Private credit may be all the rage among investors, but there are better alternatives, according to JPMorgan Asset Management.
Amid signs of a turnaround in commercial real estate, opportunities exist in commercial mortgage-backed securities, non-traded real estate investment trusts and direct investment vehicles, said Gabriela Santos, the $3.3 trillion asset manager’s chief market strategist for the Americas.
She also notes potential to invest in single family and industrial real estate, as well as infrastructure debt and equity.
“For that marginal dollar, to us, real estate and private equity are a bit more interesting,” Santos said in the latest Credit Edge podcast. Those asset classes have repriced on higher rates, while private credit hasn’t, she added.

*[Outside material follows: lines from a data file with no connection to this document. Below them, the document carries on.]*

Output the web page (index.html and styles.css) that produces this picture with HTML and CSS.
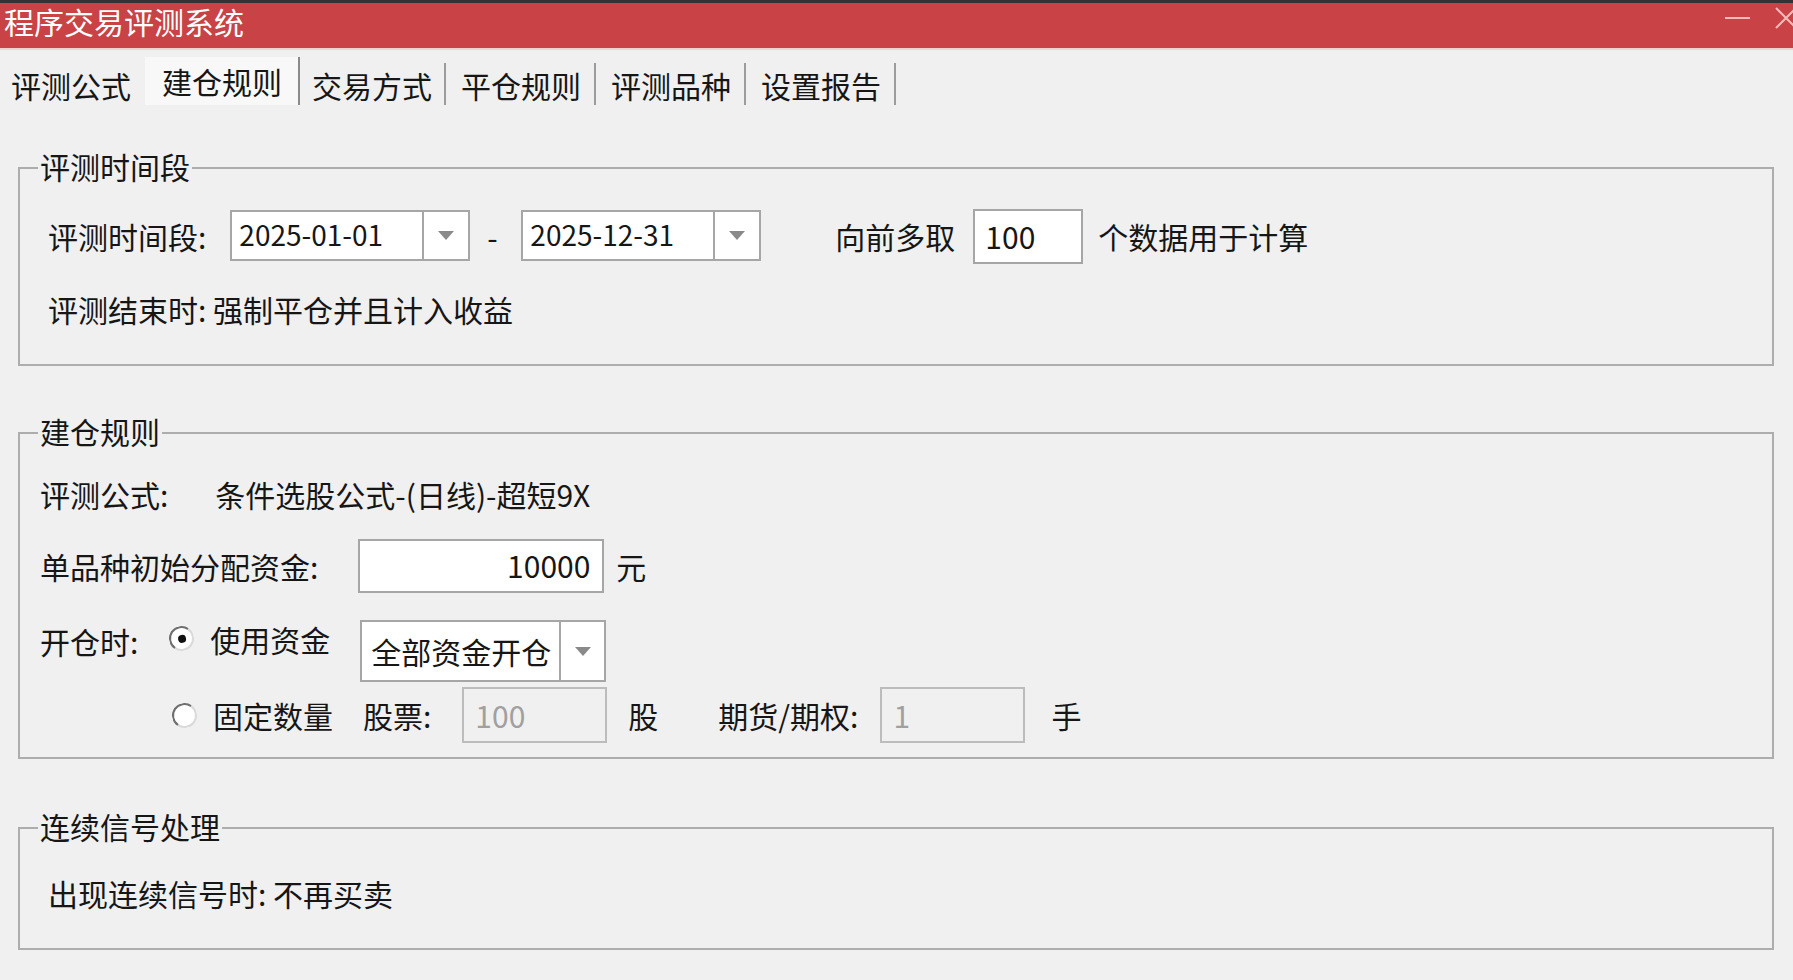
FILE: index.html
```html
<!DOCTYPE html>
<html lang="zh-CN">
<head>
    <meta charset="UTF-8">
    <title>程序交易评测系统</title>
    <link rel="stylesheet" href="styles.css">
</head>
<body>
    <div class="window">
        <div class="titlebar">
            <span class="title">程序交易评测系统</span>
            <div class="win-btns">
                <span class="btn-min"></span>
                <svg class="btn-close" width="22" height="22" viewBox="0 0 22 22">
                    <path d="M1 1 L21 21 M21 1 L1 21" stroke="#f6b8b8" stroke-width="2" fill="none"/>
                </svg>
            </div>
        </div>

        <div class="tabs">
            <div class="tab first">评测公式</div>
            <div class="tab active">建仓规则</div>
            <div class="tab">交易方式</div>
            <div class="tab">平仓规则</div>
            <div class="tab">评测品种</div>
            <div class="tab">设置报告</div>
        </div>

        <fieldset class="group group-time">
            <legend>评测时间段</legend>
            <div class="group-body">
                <div class="row row-dates">
                    <span class="label">评测时间段:</span>
                    <div class="combo date from">
                        <span class="combo-text">2025-01-01</span>
                        <span class="combo-btn"><svg width="16" height="9" viewBox="0 0 16 9"><polygon points="0,0 16,0 8,9" fill="#8a8a8a"/></svg></span>
                    </div>
                    <span class="dash">-</span>
                    <div class="combo date">
                        <span class="combo-text">2025-12-31</span>
                        <span class="combo-btn"><svg width="16" height="9" viewBox="0 0 16 9"><polygon points="0,0 16,0 8,9" fill="#8a8a8a"/></svg></span>
                    </div>
                    <span class="label pre">向前多取</span>
                    <div class="field count">100</div>
                    <span class="label post">个数据用于计算</span>
                </div>
                <div class="row row-text end-note">评测结束时: 强制平仓并且计入收益</div>
            </div>
        </fieldset>

        <fieldset class="group group-open">
            <legend>建仓规则</legend>
            <div class="group-body">
                <div class="row row-text">
                    <span class="label">评测公式:</span>
                    <span class="formula">条件选股公式-(日线)-超短9X</span>
                </div>
                <div class="row row-money">
                    <span class="label">单品种初始分配资金:</span>
                    <div class="field money">10000</div>
                    <span class="unit">元</span>
                </div>
                <div class="row row-mode">
                    <span class="label">开仓时:</span>
                    <span class="radio checked"></span>
                    <span class="radio-text">使用资金</span>
                    <div class="combo mode">
                        <span class="combo-text">全部资金开仓</span>
                        <span class="combo-btn"><svg width="16" height="9" viewBox="0 0 16 9"><polygon points="0,0 16,0 8,9" fill="#8a8a8a"/></svg></span>
                    </div>
                </div>
                <div class="row row-fixed">
                    <span class="radio"></span>
                    <span class="radio-text">固定数量</span>
                    <span class="label stock">股票:</span>
                    <div class="field disabled">100</div>
                    <span class="unit">股</span>
                    <span class="label futures">期货/期权:</span>
                    <div class="field disabled">1</div>
                    <span class="unit hand">手</span>
                </div>
            </div>
        </fieldset>

        <fieldset class="group group-signal">
            <legend>连续信号处理</legend>
            <div class="group-body">
                <div class="row row-text">出现连续信号时: 不再买卖</div>
            </div>
        </fieldset>
    </div>
</body>
</html>
```

FILE: styles.css
```css
body {
    margin: 0;
    background-color: #f0f0f0;
    font-family: "Noto Sans CJK SC", "Noto Sans", sans-serif;
    font-size: 30px;
    color: #161616;
}

.window {
    width: 1793px;
    height: 980px;
    overflow: hidden;
}

/* title bar */
.titlebar {
    display: flex;
    align-items: flex-start;
    height: 45px;
    border-top: 3px solid #333;
    border-bottom: 2px solid #f3cfcf;
    background-color: #c84246;
    overflow: hidden;
}

.title {
    padding-left: 4px;
    line-height: 37px;
    color: #fff;
}

.win-btns {
    display: flex;
    align-items: flex-start;
    margin-left: auto;
}

.btn-min {
    width: 25px;
    height: 2px;
    margin-top: 14px;
    margin-right: 25px;
    background-color: #f6b8b8;
}

.btn-close {
    flex-shrink: 0;
    margin-top: 4px;
    margin-right: -4px;
}

/* tabs */
.tabs {
    display: flex;
    align-items: flex-start;
    height: 48px;
    margin-top: 7px;
}

.tab {
    height: 42px;
    margin-top: 6px;
    padding: 3px 13px 0 15px;
    line-height: 38px;
    border-right: 2px solid #9c9c9c;
    box-sizing: border-box;
    white-space: nowrap;
}

.tab.first {
    padding-left: 11px;
    padding-right: 14px;
    border-right: none;
}

.tab.active {
    height: 48px;
    margin-top: 0;
    padding: 2px 16px 0 17px;
    line-height: 44px;
    background-color: #f8f8f8;
    border-right: 2px solid #8a8a8a;
}

.tab.active + .tab {
    padding-left: 12px;
    padding-right: 12px;
}

/* group boxes */
.group {
    margin: 0 19px 0 18px;
    padding: 0;
    border: 2px solid #adadad;
    min-width: 0;
}

.group legend {
    margin-left: 18px;
    padding: 0 2px 4px;
    line-height: 36px;
}

.group-time {
    margin-top: 43px;
}

.group-open {
    margin-top: 47px;
}

.group-signal {
    margin-top: 49px;
}

.group-body {
    padding: 0 0 0 28px;
}

.row {
    display: flex;
    align-items: center;
    white-space: nowrap;
}

.row-text {
    height: 40px;
    padding-bottom: 4px;
    line-height: 36px;
    box-sizing: border-box;
}

/* first group */
.group-time .group-body {
    padding-top: 22px;
    padding-bottom: 33px;
}

.row-dates {
    height: 52px;
}

.dash {
    display: flex;
    justify-content: center;
    width: 20px;
    margin: 0 19px 0 12px;
}

.combo {
    display: flex;
    align-items: stretch;
    background-color: #fff;
    border: 2px solid #a6a6a6;
    box-sizing: border-box;
}

.combo-text {
    flex: 1;
    padding-left: 7px;
}

.combo-btn {
    display: flex;
    align-items: center;
    justify-content: center;
    border-left: 2px solid #a6a6a6;
}

.combo.date {
    width: 240px;
    height: 51px;
    margin-top: -2px;
    font-size: 28px;
    line-height: 44px;
}

.combo.date.from {
    margin-left: 24px;
}

.combo.date .combo-btn {
    width: 44px;
}

.label.pre {
    margin-left: 74px;
}

.field {
    background-color: #fff;
    border: 2px solid #a6a6a6;
    box-sizing: border-box;
}

.field.count {
    width: 110px;
    height: 55px;
    margin-left: 18px;
    padding-left: 10px;
    line-height: 51px;
}

.label.post {
    margin-left: 15px;
}

.end-note {
    margin-top: 29px;
}

/* second group */
.group-open .group-body {
    padding: 23px 0 14px 20px;
}

.formula {
    margin-left: 47px;
}

.row-money {
    height: 54px;
    margin-top: 23px;
}

.field.money {
    width: 246px;
    height: 54px;
    margin-left: 40px;
    padding-right: 12px;
    line-height: 48px;
    text-align: right;
}

.unit {
    margin-left: 12px;
}

.row-mode {
    align-items: flex-start;
    height: 62px;
    margin-top: 27px;
}

.row-mode .label,
.row-mode .radio-text {
    line-height: 40px;
}

.row-mode .label {
    margin-top: 1px;
}

.row-mode .radio-text {
    margin-top: -1px;
}

.radio {
    position: relative;
    flex-shrink: 0;
    width: 25px;
    height: 25px;
    border: 2px solid #dadada;
    border-top-color: #6e6e6e;
    border-left-color: #6e6e6e;
    border-radius: 50%;
    background-color: #fff;
    box-sizing: border-box;
    transform: rotate(-10deg);
}

.row-mode .radio {
    margin-top: 6px;
    margin-left: 31px;
}

.radio.checked::after {
    content: "";
    position: absolute;
    left: 6.5px;
    top: 6.5px;
    width: 8px;
    height: 8px;
    border-radius: 50%;
    background-color: #111;
}

.radio-text {
    margin-left: 16px;
}

.combo.mode {
    width: 246px;
    height: 62px;
    margin-left: 30px;
    line-height: 58px;
}

.combo.mode .combo-text {
    padding-left: 9px;
}

.combo.mode .combo-btn {
    width: 43px;
}

.row-fixed {
    height: 56px;
    margin-top: 5px;
    padding-left: 132px;
}

.row-fixed > .radio-text,
.row-fixed > .label,
.row-fixed > .unit {
    line-height: 40px;
}

.label.stock {
    margin-left: 30px;
}

.field.disabled {
    width: 145px;
    height: 56px;
    padding-left: 11px;
    line-height: 52px;
    color: #a0a0a0;
    background-color: #f0f0f0;
    border-color: #bcbcbc;
}

.row-fixed .label.stock + .field {
    margin-left: 31px;
}

.row-fixed .unit {
    margin-left: 21px;
}

.label.futures {
    margin-left: 60px;
}

.label.futures + .field {
    margin-left: 22px;
}

.row-fixed .unit.hand {
    margin-left: 26px;
}

/* third group */
.group-signal .group-body {
    padding: 27px 0 33px 28px;
}
```
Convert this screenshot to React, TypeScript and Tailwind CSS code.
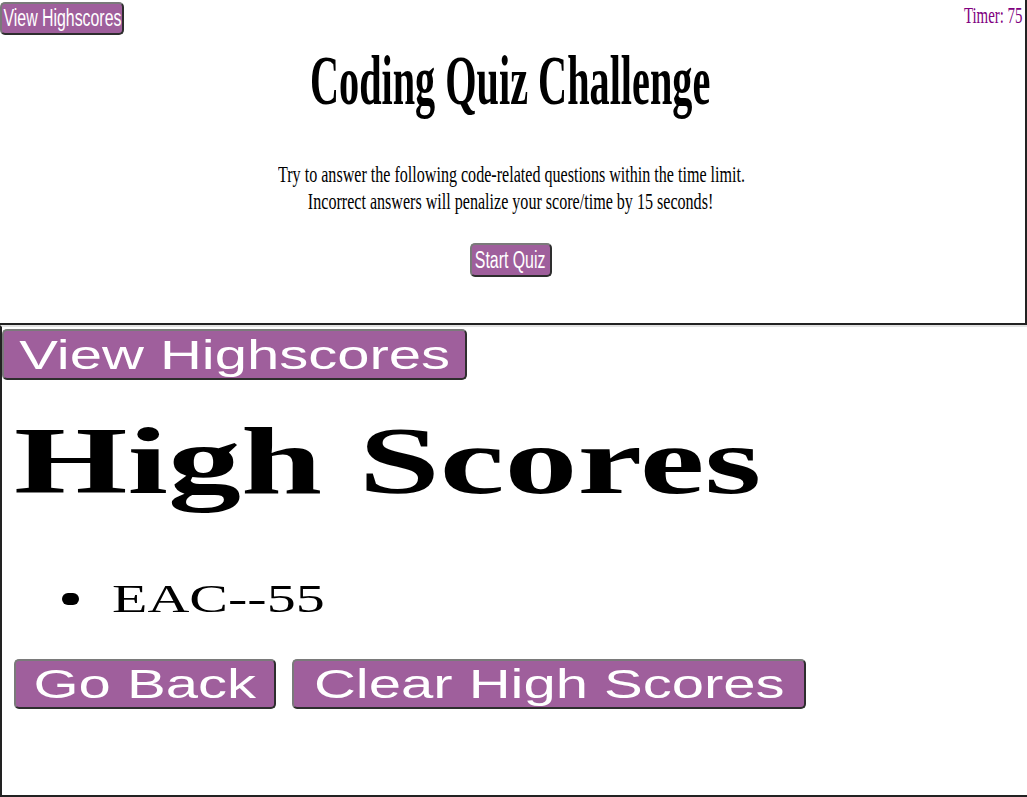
const serif = { fontFamily: '"Liberation Serif", "Times New Roman", serif' };
const sans = { fontFamily: '"Liberation Sans", Arial, sans-serif' };

const btn =
  'flex items-center justify-center overflow-visible whitespace-nowrap rounded-[5px] border-2 border-t-[#7a7a7a] border-l-[#7a7a7a] border-r-[#2e2e2e] border-b-[#2e2e2e] bg-[#9f5f9c] text-white';

export default function App() {
  return (
    <div className="w-[1027px] h-[797px] bg-white overflow-hidden text-black">
      {/* quiz start screen (squeezed) */}
      <div className="h-[325px] border-r-2 border-b-2 border-[#222] flex flex-col">
        <div className="flex justify-between items-start">
          <button className={`${btn} mt-[2px] w-[124px] h-[33px] text-[23px]`} style={sans}>
            <span className="inline-block scale-x-[0.69]">View Highscores</span>
          </button>
          <span className="mt-[1px] mr-[3px] text-[24px] leading-[28px] text-[#800080]" style={serif}>
            <span className="inline-block origin-right scale-x-[0.62]">Timer: 75</span>
          </span>
        </div>
        <h1 className="mt-[11px] pr-[4px] text-center text-[70px] leading-none font-bold whitespace-nowrap" style={serif}>
          <span className="inline-block scale-x-[0.575]">Coding Quiz Challenge</span>
        </h1>
        <div className="mt-[45px] pr-[3px] text-center text-[24px] leading-[27px] whitespace-nowrap" style={serif}>
          <div>
            <span className="inline-block scale-x-[0.67]">
              Try to answer the following code-related questions within the time limit.
            </span>
          </div>
          <div>
            <span className="inline-block scale-x-[0.67]">
              Incorrect answers will penalize your score/time by 15 seconds!
            </span>
          </div>
        </div>
        <div className="mt-[28px] pr-[4px] flex justify-center">
          <button className={`${btn} w-[82px] h-[34px] text-[23px]`} style={sans}>
            <span className="inline-block scale-x-[0.69]">Start Quiz</span>
          </button>
        </div>
      </div>

      {/* high scores screen (stretched) */}
      <div className="h-[472px] border-l-2 border-b-2 border-[#222] border-t-2 border-t-[#e2e2e2]">
        <button className={`${btn} mt-[2px] w-[465px] h-[51px] text-[40px]`} style={sans}>
          <span className="inline-block scale-x-[1.45]">View Highscores</span>
        </button>
        <h1 className="mt-[33px] ml-[12px] text-[96px] leading-none font-bold whitespace-nowrap" style={serif}>
          <span className="inline-block origin-left scale-x-[1.52]">High Scores</span>
        </h1>
        <ul className="mt-[70px]">
          <li className="flex items-center h-[40px]">
            <span className="ml-[60px] w-[17px] h-[12px] rounded-full bg-black" />
            <span className="ml-[33px] text-[40px] leading-none whitespace-nowrap" style={serif}>
              <span className="inline-block origin-left scale-x-[1.45]">EAC--55</span>
            </span>
          </li>
        </ul>
        <div className="mt-[40px] ml-[12px] flex gap-[16px]">
          <button className={`${btn} w-[262px] h-[50px] text-[40px]`} style={sans}>
            <span className="inline-block scale-x-[1.45]">Go Back</span>
          </button>
          <button className={`${btn} w-[514px] h-[50px] text-[40px]`} style={sans}>
            <span className="inline-block scale-x-[1.45]">Clear High Scores</span>
          </button>
        </div>
      </div>
    </div>
  );
}
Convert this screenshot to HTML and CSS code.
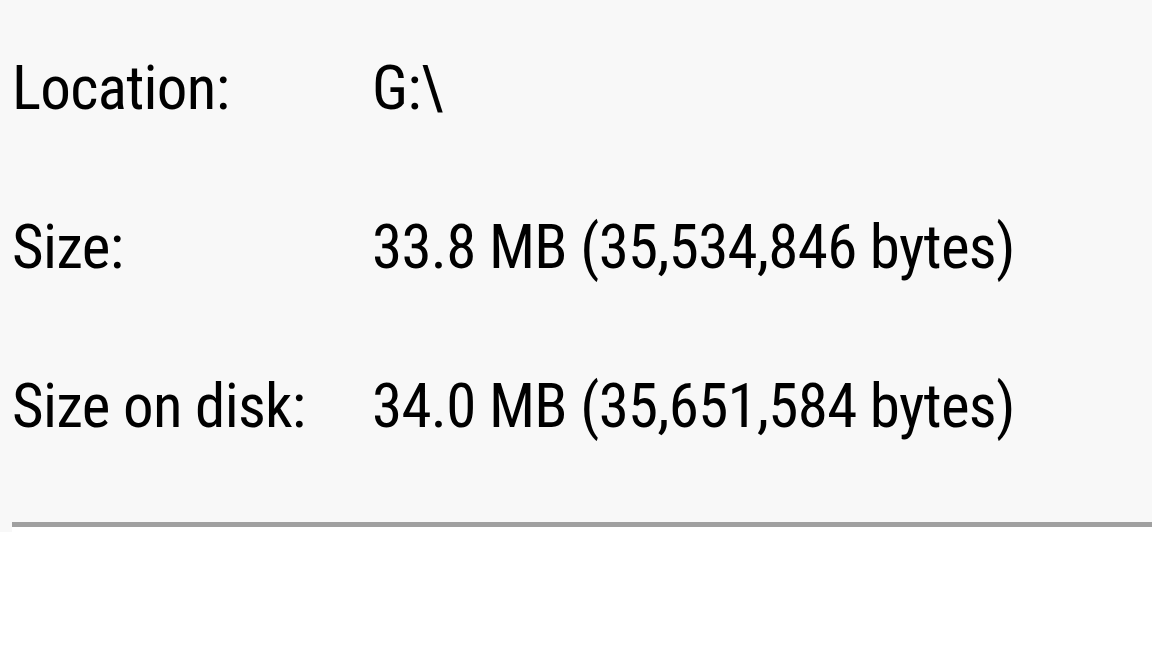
FILE: index.html
```html
<!DOCTYPE html>
<html>
<head>
<meta charset="utf-8">
<link rel="stylesheet" href="styles.css">
</head>
<body>
<div class="panel">
  <div class="row"><span class="label">Location:</span><span class="value">G:\</span></div>
  <div class="row"><span class="label">Size:</span><span class="value">33.8 MB (35,534,846 bytes)</span></div>
  <div class="row"><span class="label">Size on disk:</span><span class="value">34.0 MB (35,651,584 bytes)</span></div>
</div>
<div class="footer">
  <div class="edge"></div>
  <div class="separator"></div>
</div>
</body>
</html>
```
FILE: styles.css
```css
html, body {
  margin: 0;
  padding: 0;
  background: #ffffff;
}
body {
  width: 1152px;
  height: 648px;
  overflow: hidden;
  font-family: "Roboto Condensed", "DejaVu Sans Condensed", sans-serif;
  color: #000000;
}
.panel {
  background: #f8f8f8;
  height: 522px;
  padding: 52px 0 0 12px;
  box-sizing: border-box;
  display: flex;
  flex-direction: column;
}
.row {
  display: flex;
  flex: none;
  height: 159px;
  font-size: 61px;
  line-height: 72px;
  letter-spacing: -0.7px;
}
.label {
  width: 360px;
  flex: none;
}
.value {
  white-space: nowrap;
}
.footer {
  display: flex;
  align-items: flex-start;
}
.edge {
  width: 12px;
  height: 10px;
  background: #f8f8f8;
  flex: none;
}
.separator {
  flex: 1;
  height: 5px;
  background: #a0a0a0;
}
```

Private debt has swiftly ballooned to a $1.6 trillion asset class that could be much bigger when asset-based finance is included. While many buyers are happy to sacrifice liquidity and transparency for higher returns, some large portfolio managers have said there’s not enough of an extra return over publicly traded debt to justify taking the additional risk.
That said, JPMorgan is still seeing a lot of interest in private credit, especially from private wealth clients. Santos says direct lending yields about 10% on average, compared with 7.5% on public junk bonds and roughly 8.5% on leveraged loans.
She values the proximity to borrowers that private markets afford, providing the option to amend and extend loans through periods of stress.
“Having that personal relationship with direct lending and private credit more broadly, actually, is something that’s helpful, not just for the borrower but also for the investor,” said Santos.
While debt agreements are getting amended and extended more, they remain “within the bounds of normal,” according to Santos, who expects private debt to do well as long as the US economy and earnings remain solid.